WRITTEN PROBLEM » Drop the pictures from the entries below, then reproduce the rest exactly.

[Web page code records]
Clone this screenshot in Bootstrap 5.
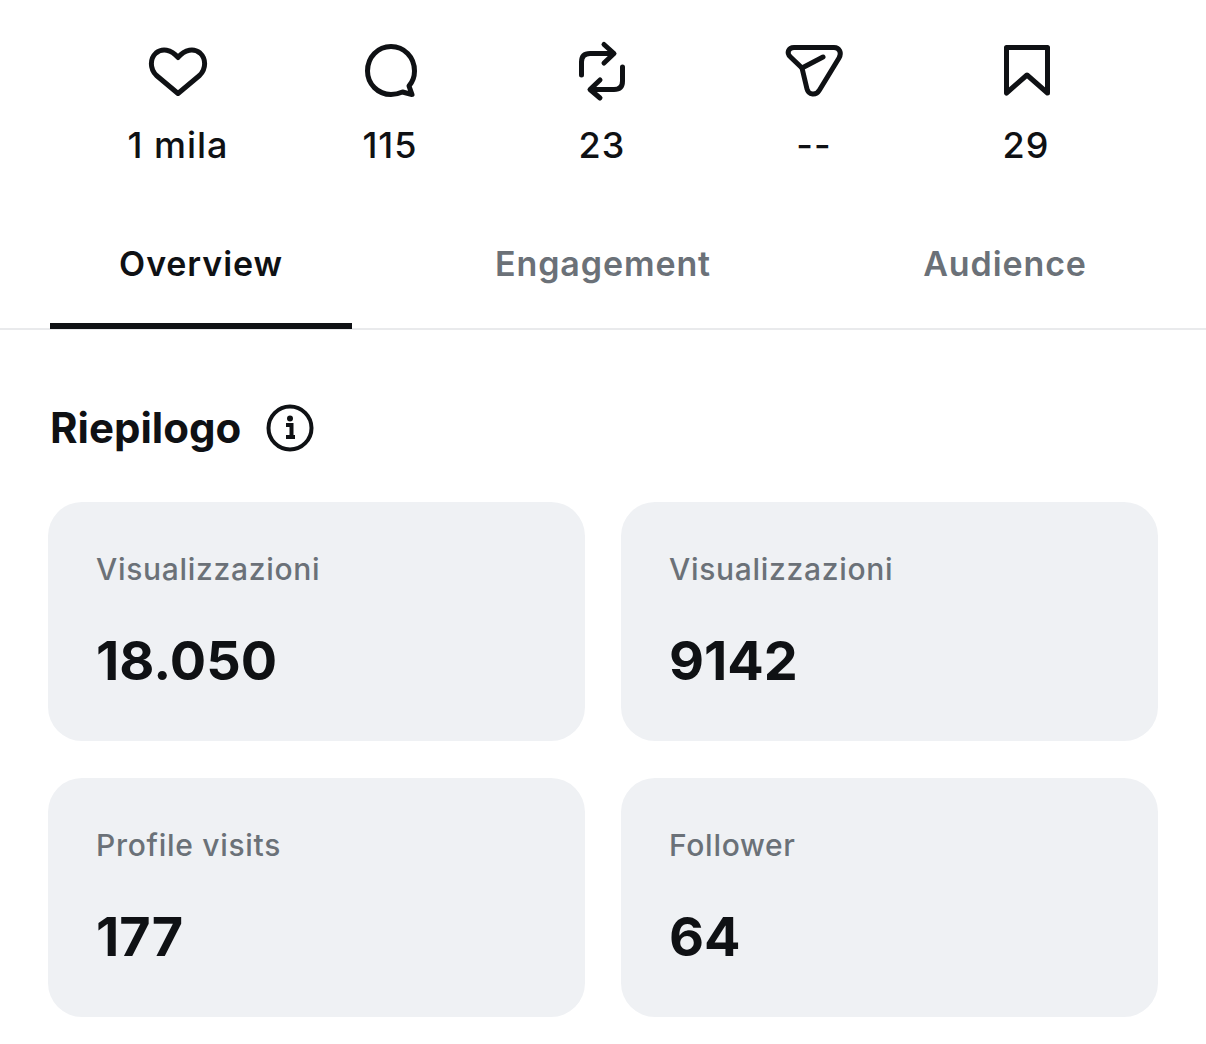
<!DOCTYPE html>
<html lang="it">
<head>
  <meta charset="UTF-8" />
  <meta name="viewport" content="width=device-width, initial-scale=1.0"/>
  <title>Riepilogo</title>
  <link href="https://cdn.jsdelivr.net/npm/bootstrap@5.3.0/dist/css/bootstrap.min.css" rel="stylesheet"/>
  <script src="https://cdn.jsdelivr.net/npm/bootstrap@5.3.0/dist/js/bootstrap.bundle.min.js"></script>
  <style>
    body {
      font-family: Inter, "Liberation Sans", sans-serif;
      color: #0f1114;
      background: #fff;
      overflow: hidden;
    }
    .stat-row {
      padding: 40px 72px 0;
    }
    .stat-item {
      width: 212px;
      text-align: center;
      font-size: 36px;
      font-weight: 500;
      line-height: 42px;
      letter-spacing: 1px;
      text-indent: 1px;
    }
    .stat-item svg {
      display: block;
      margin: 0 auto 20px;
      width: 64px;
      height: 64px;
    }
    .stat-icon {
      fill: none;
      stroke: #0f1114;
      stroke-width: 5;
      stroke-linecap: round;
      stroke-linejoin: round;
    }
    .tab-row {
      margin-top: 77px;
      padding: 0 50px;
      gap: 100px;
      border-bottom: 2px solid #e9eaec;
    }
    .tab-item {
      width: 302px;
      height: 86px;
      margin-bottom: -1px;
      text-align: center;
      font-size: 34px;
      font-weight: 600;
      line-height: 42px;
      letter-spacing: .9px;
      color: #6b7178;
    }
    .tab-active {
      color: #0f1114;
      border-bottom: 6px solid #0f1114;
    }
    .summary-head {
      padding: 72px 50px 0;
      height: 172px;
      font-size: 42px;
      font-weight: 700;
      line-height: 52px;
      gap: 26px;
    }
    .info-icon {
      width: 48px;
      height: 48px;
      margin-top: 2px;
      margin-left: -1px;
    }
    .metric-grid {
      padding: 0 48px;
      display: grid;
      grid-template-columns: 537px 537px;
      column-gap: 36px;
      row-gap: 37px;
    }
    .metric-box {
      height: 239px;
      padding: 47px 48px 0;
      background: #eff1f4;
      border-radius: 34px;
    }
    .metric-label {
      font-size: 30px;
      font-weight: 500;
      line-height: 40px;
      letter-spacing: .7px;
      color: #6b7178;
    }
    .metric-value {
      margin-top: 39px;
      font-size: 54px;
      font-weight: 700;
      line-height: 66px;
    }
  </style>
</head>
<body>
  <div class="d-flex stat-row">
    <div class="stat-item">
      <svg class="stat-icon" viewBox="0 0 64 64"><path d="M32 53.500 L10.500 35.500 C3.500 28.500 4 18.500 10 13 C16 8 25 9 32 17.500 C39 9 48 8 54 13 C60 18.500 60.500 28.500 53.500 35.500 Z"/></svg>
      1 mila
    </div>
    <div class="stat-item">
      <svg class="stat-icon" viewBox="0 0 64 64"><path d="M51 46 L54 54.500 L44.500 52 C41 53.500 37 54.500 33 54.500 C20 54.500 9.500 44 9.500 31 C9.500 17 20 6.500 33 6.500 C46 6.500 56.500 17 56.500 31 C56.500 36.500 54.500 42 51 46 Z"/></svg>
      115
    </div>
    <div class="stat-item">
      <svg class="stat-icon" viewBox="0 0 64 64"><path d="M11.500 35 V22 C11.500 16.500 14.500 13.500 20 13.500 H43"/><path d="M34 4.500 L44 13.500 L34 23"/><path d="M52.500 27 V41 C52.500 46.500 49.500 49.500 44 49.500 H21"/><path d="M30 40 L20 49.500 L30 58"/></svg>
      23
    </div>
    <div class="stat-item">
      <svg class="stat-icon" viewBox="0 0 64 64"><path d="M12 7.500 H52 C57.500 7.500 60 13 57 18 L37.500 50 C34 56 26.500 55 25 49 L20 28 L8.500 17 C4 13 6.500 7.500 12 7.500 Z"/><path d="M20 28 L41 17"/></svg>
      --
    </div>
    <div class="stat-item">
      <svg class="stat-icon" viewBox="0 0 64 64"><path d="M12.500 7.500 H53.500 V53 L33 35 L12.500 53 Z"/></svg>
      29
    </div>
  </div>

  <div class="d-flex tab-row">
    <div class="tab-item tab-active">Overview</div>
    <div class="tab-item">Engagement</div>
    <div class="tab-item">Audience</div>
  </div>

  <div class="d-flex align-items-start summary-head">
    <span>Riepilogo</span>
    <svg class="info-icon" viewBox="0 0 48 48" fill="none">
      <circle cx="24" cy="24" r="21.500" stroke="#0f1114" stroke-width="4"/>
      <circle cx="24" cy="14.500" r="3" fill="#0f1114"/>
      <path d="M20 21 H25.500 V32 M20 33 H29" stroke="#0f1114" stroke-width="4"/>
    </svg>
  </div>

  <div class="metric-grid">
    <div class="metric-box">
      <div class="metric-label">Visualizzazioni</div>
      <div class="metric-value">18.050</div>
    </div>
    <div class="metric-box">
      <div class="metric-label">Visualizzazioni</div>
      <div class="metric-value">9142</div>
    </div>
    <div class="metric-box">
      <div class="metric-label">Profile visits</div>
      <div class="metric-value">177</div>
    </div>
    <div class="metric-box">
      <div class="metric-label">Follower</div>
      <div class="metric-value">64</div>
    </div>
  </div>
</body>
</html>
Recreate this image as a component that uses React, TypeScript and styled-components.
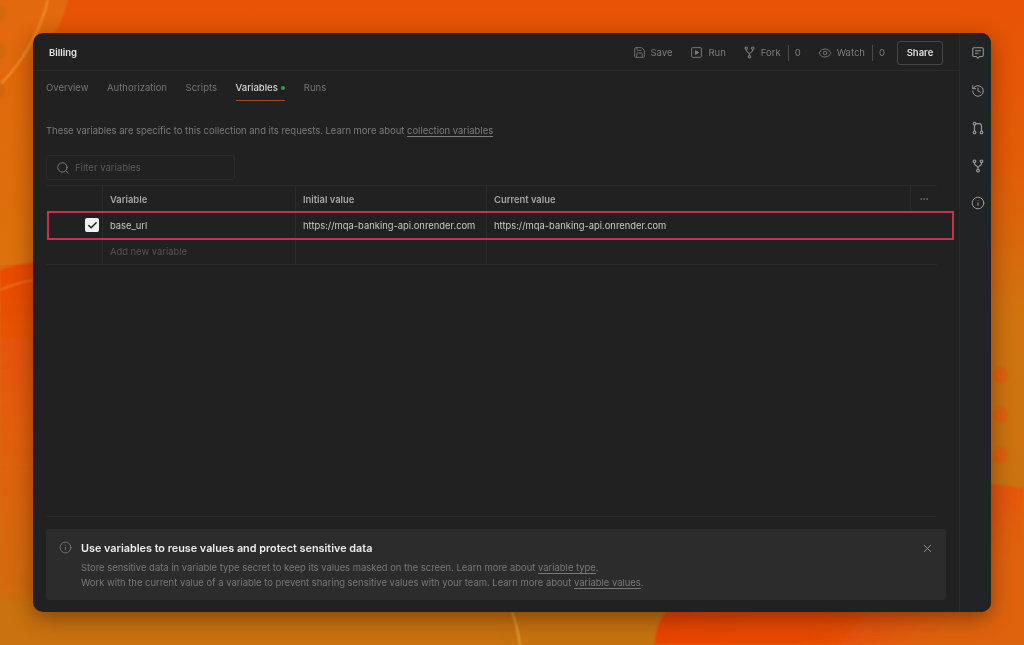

TASK OUTPUT »
Clone this screenshot in Bootstrap 5.
<!DOCTYPE html>
<html lang="it">
<head>
  <meta charset="UTF-8" />
  <meta name="viewport" content="width=device-width, initial-scale=1.0"/>
  <title>Riepilogo</title>
  <link href="https://cdn.jsdelivr.net/npm/bootstrap@5.3.0/dist/css/bootstrap.min.css" rel="stylesheet"/>
  <script src="https://cdn.jsdelivr.net/npm/bootstrap@5.3.0/dist/js/bootstrap.bundle.min.js"></script>
  <style>
    body {
      font-family: Inter, "Liberation Sans", sans-serif;
      color: #0f1114;
      background: #fff;
      overflow: hidden;
    }
    .stat-row {
      padding: 40px 72px 0;
    }
    .stat-item {
      width: 212px;
      text-align: center;
      font-size: 36px;
      font-weight: 500;
      line-height: 42px;
      letter-spacing: 1px;
      text-indent: 1px;
    }
    .stat-item svg {
      display: block;
      margin: 0 auto 20px;
      width: 64px;
      height: 64px;
    }
    .stat-icon {
      fill: none;
      stroke: #0f1114;
      stroke-width: 5;
      stroke-linecap: round;
      stroke-linejoin: round;
    }
    .tab-row {
      margin-top: 77px;
      padding: 0 50px;
      gap: 100px;
      border-bottom: 2px solid #e9eaec;
    }
    .tab-item {
      width: 302px;
      height: 86px;
      margin-bottom: -1px;
      text-align: center;
      font-size: 34px;
      font-weight: 600;
      line-height: 42px;
      letter-spacing: .9px;
      color: #6b7178;
    }
    .tab-active {
      color: #0f1114;
      border-bottom: 6px solid #0f1114;
    }
    .summary-head {
      padding: 72px 50px 0;
      height: 172px;
      font-size: 42px;
      font-weight: 700;
      line-height: 52px;
      gap: 26px;
    }
    .info-icon {
      width: 48px;
      height: 48px;
      margin-top: 2px;
      margin-left: -1px;
    }
    .metric-grid {
      padding: 0 48px;
      display: grid;
      grid-template-columns: 537px 537px;
      column-gap: 36px;
      row-gap: 37px;
    }
    .metric-box {
      height: 239px;
      padding: 47px 48px 0;
      background: #eff1f4;
      border-radius: 34px;
    }
    .metric-label {
      font-size: 30px;
      font-weight: 500;
      line-height: 40px;
      letter-spacing: .7px;
      color: #6b7178;
    }
    .metric-value {
      margin-top: 39px;
      font-size: 54px;
      font-weight: 700;
      line-height: 66px;
    }
  </style>
</head>
<body>
  <div class="d-flex stat-row">
    <div class="stat-item">
      <svg class="stat-icon" viewBox="0 0 64 64"><path d="M32 53.500 L10.500 35.500 C3.500 28.500 4 18.500 10 13 C16 8 25 9 32 17.500 C39 9 48 8 54 13 C60 18.500 60.500 28.500 53.500 35.500 Z"/></svg>
      1 mila
    </div>
    <div class="stat-item">
      <svg class="stat-icon" viewBox="0 0 64 64"><path d="M51 46 L54 54.500 L44.500 52 C41 53.500 37 54.500 33 54.500 C20 54.500 9.500 44 9.500 31 C9.500 17 20 6.500 33 6.500 C46 6.500 56.500 17 56.500 31 C56.500 36.500 54.500 42 51 46 Z"/></svg>
      115
    </div>
    <div class="stat-item">
      <svg class="stat-icon" viewBox="0 0 64 64"><path d="M11.500 35 V22 C11.500 16.500 14.500 13.500 20 13.500 H43"/><path d="M34 4.500 L44 13.500 L34 23"/><path d="M52.500 27 V41 C52.500 46.500 49.500 49.500 44 49.500 H21"/><path d="M30 40 L20 49.500 L30 58"/></svg>
      23
    </div>
    <div class="stat-item">
      <svg class="stat-icon" viewBox="0 0 64 64"><path d="M12 7.500 H52 C57.500 7.500 60 13 57 18 L37.500 50 C34 56 26.500 55 25 49 L20 28 L8.500 17 C4 13 6.500 7.500 12 7.500 Z"/><path d="M20 28 L41 17"/></svg>
      --
    </div>
    <div class="stat-item">
      <svg class="stat-icon" viewBox="0 0 64 64"><path d="M12.500 7.500 H53.500 V53 L33 35 L12.500 53 Z"/></svg>
      29
    </div>
  </div>

  <div class="d-flex tab-row">
    <div class="tab-item tab-active">Overview</div>
    <div class="tab-item">Engagement</div>
    <div class="tab-item">Audience</div>
  </div>

  <div class="d-flex align-items-start summary-head">
    <span>Riepilogo</span>
    <svg class="info-icon" viewBox="0 0 48 48" fill="none">
      <circle cx="24" cy="24" r="21.500" stroke="#0f1114" stroke-width="4"/>
      <circle cx="24" cy="14.500" r="3" fill="#0f1114"/>
      <path d="M20 21 H25.500 V32 M20 33 H29" stroke="#0f1114" stroke-width="4"/>
    </svg>
  </div>

  <div class="metric-grid">
    <div class="metric-box">
      <div class="metric-label">Visualizzazioni</div>
      <div class="metric-value">18.050</div>
    </div>
    <div class="metric-box">
      <div class="metric-label">Visualizzazioni</div>
      <div class="metric-value">9142</div>
    </div>
    <div class="metric-box">
      <div class="metric-label">Profile visits</div>
      <div class="metric-value">177</div>
    </div>
    <div class="metric-box">
      <div class="metric-label">Follower</div>
      <div class="metric-value">64</div>
    </div>
  </div>
</body>
</html>
Recreate this image as a component that uses React, TypeScript and styled-components.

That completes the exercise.